__Stated task__.
Omit the images, then output each of the records below exactly.

◆ ◆ ◆ ◆ ◆

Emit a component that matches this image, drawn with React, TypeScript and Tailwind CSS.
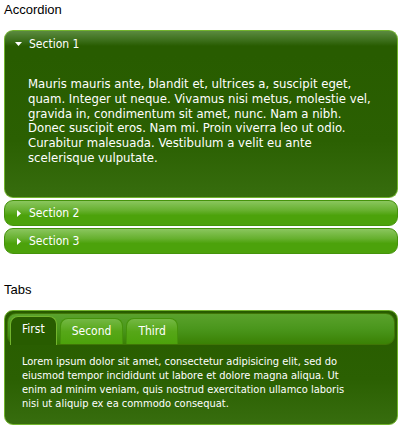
import React from 'react';

const FONT = { fontFamily: '"DejaVu Sans Condensed", "DejaVu Sans", Verdana, sans-serif' };

const accordionLines = [
  'Mauris mauris ante, blandit et, ultrices a, suscipit eget,',
  'quam. Integer ut neque. Vivamus nisi metus, molestie vel,',
  'gravida in, condimentum sit amet, nunc. Nam a nibh.',
  'Donec suscipit eros. Nam mi. Proin viverra leo ut odio.',
  'Curabitur malesuada. Vestibulum a velit eu ante',
  'scelerisque vulputate.',
];

const tabLines = [
  'Lorem ipsum dolor sit amet, consectetur adipisicing elit, sed do',
  'eiusmod tempor incididunt ut labore et dolore magna aliqua. Ut',
  'enim ad minim veniam, quis nostrud exercitation ullamco laboris',
  'nisi ut aliquip ex ea commodo consequat.',
];

const ArrowDown = () => (
  <svg width="7" height="4" viewBox="0 0 7 4" className="mr-[7px]">
    <path d="M0 0h7L3.5 4z" fill="#fff" />
  </svg>
);

const ArrowRight = () => (
  <svg width="4" height="7" viewBox="0 0 4 7" className="ml-[2px] mr-[8px]">
    <path d="M0 0l4 3.5L0 7z" fill="#fff" />
  </svg>
);

const ClosedHeader = ({ label }: { label: string }) => (
  <div className="mt-[2px] h-[26px] flex items-center pl-[10px] rounded-[9px] border border-[#45930b] bg-[linear-gradient(to_bottom,#8ac65e_0%,#66b02e_40%,#4ca20b_60%,#4ca20b_100%)] text-white text-[12px]">
    <ArrowRight />
    {label}
  </div>
);

const Tab = ({ label, active }: { label: string; active?: boolean }) =>
  active ? (
    <div className="h-[29px] -mb-px px-[11px] pt-[5px] rounded-t-[8px] border border-b-0 border-[#72b42d] bg-[#285c00] text-white text-[12px] leading-[15px]">
      {label}
    </div>
  ) : (
    <div className="h-[26px] px-[11px] pt-[5px] rounded-t-[8px] border border-b-0 border-[#45930b] bg-[linear-gradient(to_bottom,#74b844_0%,#56a718_50%,#4ca20b_100%)] text-white text-[12px] leading-[15px]">
      {label}
    </div>
  );

export default function App() {
  return (
    <div className="w-[402px] h-[429px] bg-white px-1 overflow-hidden" style={FONT}>
      <h2 className="text-[13px] leading-[18px] pt-[1px] text-black" style={{ fontFamily: '"Liberation Sans", Arial, sans-serif' }}>
        Accordion
      </h2>

      <div className="mt-[11px] w-[394px]">
        <div className="h-[26px] flex items-center pl-[10px] rounded-t-[9px] border border-b-0 border-[#72b42d] bg-[linear-gradient(to_bottom,#5b8a40_0%,#3a6d18_40%,#285c00_60%,#285c00_100%)] text-white text-[12px]">
          <ArrowDown />
          {'Section 1'}
        </div>
        <div className="h-[142px] rounded-b-[9px] border border-t-0 border-[#72b42d] bg-[linear-gradient(to_bottom,#285c00_0%,#2b6002_60%,#376d0e_100%)] pl-[23px] pt-[21px] text-white text-[13px] leading-[14.8px]">
          {accordionLines.map((l) => (
            <div key={l} className="whitespace-nowrap">{l}</div>
          ))}
        </div>
        <ClosedHeader label="Section 2" />
        <ClosedHeader label="Section 3" />
      </div>

      <h2 className="mt-[27px] text-[13px] leading-[18px] text-black" style={{ fontFamily: '"Liberation Sans", Arial, sans-serif' }}>
        Tabs
      </h2>

      <div className="mt-[11px] w-[394px] rounded-[9px] border border-[#72b42d] bg-[linear-gradient(to_bottom,#285c00_0%,#2b6002_60%,#376d0e_100%)] p-[2px]">
        <div className="h-[32px] flex items-end gap-[3px] px-[2px] rounded-[9px] border border-[#3f7506] bg-[linear-gradient(to_bottom,#5aa22c_0%,#4a961c_50%,#3a8104_100%)]">
          <Tab label="First" active />
          <Tab label="Second" />
          <Tab label="Third" />
        </div>
        <div className="pl-[15px] pt-[10px] pb-[11px] text-white text-[11px] leading-[14px]">
          {tabLines.map((l) => (
            <div key={l} className="whitespace-nowrap">{l}</div>
          ))}
        </div>
      </div>
    </div>
  );
}
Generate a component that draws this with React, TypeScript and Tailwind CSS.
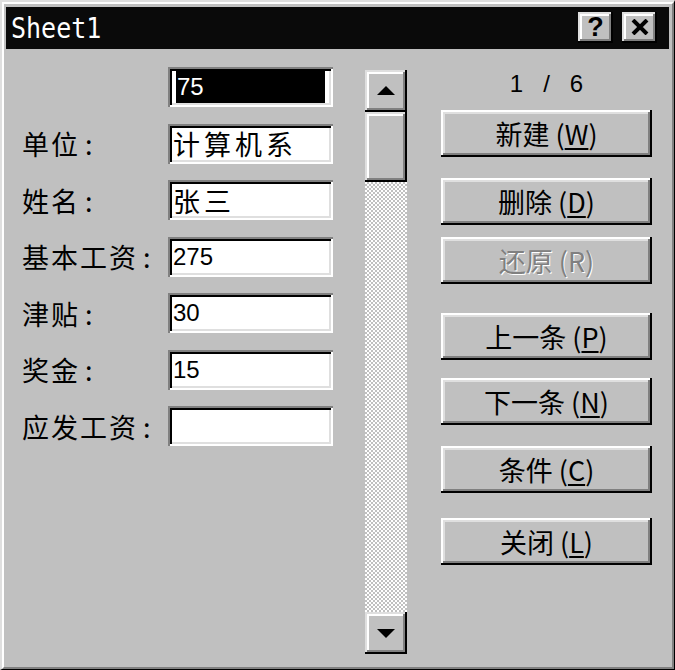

◆ ◆ ◆ ◆ ◆

__Task response__.
Emit a component that matches this image, drawn with React, TypeScript and Tailwind CSS.
import React from 'react';

const FONT = { fontFamily: '"DejaVu Sans Condensed", "DejaVu Sans", Verdana, sans-serif' };

const accordionLines = [
  'Mauris mauris ante, blandit et, ultrices a, suscipit eget,',
  'quam. Integer ut neque. Vivamus nisi metus, molestie vel,',
  'gravida in, condimentum sit amet, nunc. Nam a nibh.',
  'Donec suscipit eros. Nam mi. Proin viverra leo ut odio.',
  'Curabitur malesuada. Vestibulum a velit eu ante',
  'scelerisque vulputate.',
];

const tabLines = [
  'Lorem ipsum dolor sit amet, consectetur adipisicing elit, sed do',
  'eiusmod tempor incididunt ut labore et dolore magna aliqua. Ut',
  'enim ad minim veniam, quis nostrud exercitation ullamco laboris',
  'nisi ut aliquip ex ea commodo consequat.',
];

const ArrowDown = () => (
  <svg width="7" height="4" viewBox="0 0 7 4" className="mr-[7px]">
    <path d="M0 0h7L3.5 4z" fill="#fff" />
  </svg>
);

const ArrowRight = () => (
  <svg width="4" height="7" viewBox="0 0 4 7" className="ml-[2px] mr-[8px]">
    <path d="M0 0l4 3.5L0 7z" fill="#fff" />
  </svg>
);

const ClosedHeader = ({ label }: { label: string }) => (
  <div className="mt-[2px] h-[26px] flex items-center pl-[10px] rounded-[9px] border border-[#45930b] bg-[linear-gradient(to_bottom,#8ac65e_0%,#66b02e_40%,#4ca20b_60%,#4ca20b_100%)] text-white text-[12px]">
    <ArrowRight />
    {label}
  </div>
);

const Tab = ({ label, active }: { label: string; active?: boolean }) =>
  active ? (
    <div className="h-[29px] -mb-px px-[11px] pt-[5px] rounded-t-[8px] border border-b-0 border-[#72b42d] bg-[#285c00] text-white text-[12px] leading-[15px]">
      {label}
    </div>
  ) : (
    <div className="h-[26px] px-[11px] pt-[5px] rounded-t-[8px] border border-b-0 border-[#45930b] bg-[linear-gradient(to_bottom,#74b844_0%,#56a718_50%,#4ca20b_100%)] text-white text-[12px] leading-[15px]">
      {label}
    </div>
  );

export default function App() {
  return (
    <div className="w-[402px] h-[429px] bg-white px-1 overflow-hidden" style={FONT}>
      <h2 className="text-[13px] leading-[18px] pt-[1px] text-black" style={{ fontFamily: '"Liberation Sans", Arial, sans-serif' }}>
        Accordion
      </h2>

      <div className="mt-[11px] w-[394px]">
        <div className="h-[26px] flex items-center pl-[10px] rounded-t-[9px] border border-b-0 border-[#72b42d] bg-[linear-gradient(to_bottom,#5b8a40_0%,#3a6d18_40%,#285c00_60%,#285c00_100%)] text-white text-[12px]">
          <ArrowDown />
          {'Section 1'}
        </div>
        <div className="h-[142px] rounded-b-[9px] border border-t-0 border-[#72b42d] bg-[linear-gradient(to_bottom,#285c00_0%,#2b6002_60%,#376d0e_100%)] pl-[23px] pt-[21px] text-white text-[13px] leading-[14.8px]">
          {accordionLines.map((l) => (
            <div key={l} className="whitespace-nowrap">{l}</div>
          ))}
        </div>
        <ClosedHeader label="Section 2" />
        <ClosedHeader label="Section 3" />
      </div>

      <h2 className="mt-[27px] text-[13px] leading-[18px] text-black" style={{ fontFamily: '"Liberation Sans", Arial, sans-serif' }}>
        Tabs
      </h2>

      <div className="mt-[11px] w-[394px] rounded-[9px] border border-[#72b42d] bg-[linear-gradient(to_bottom,#285c00_0%,#2b6002_60%,#376d0e_100%)] p-[2px]">
        <div className="h-[32px] flex items-end gap-[3px] px-[2px] rounded-[9px] border border-[#3f7506] bg-[linear-gradient(to_bottom,#5aa22c_0%,#4a961c_50%,#3a8104_100%)]">
          <Tab label="First" active />
          <Tab label="Second" />
          <Tab label="Third" />
        </div>
        <div className="pl-[15px] pt-[10px] pb-[11px] text-white text-[11px] leading-[14px]">
          {tabLines.map((l) => (
            <div key={l} className="whitespace-nowrap">{l}</div>
          ))}
        </div>
      </div>
    </div>
  );
}
Generate a component that draws this with React, TypeScript and Tailwind CSS.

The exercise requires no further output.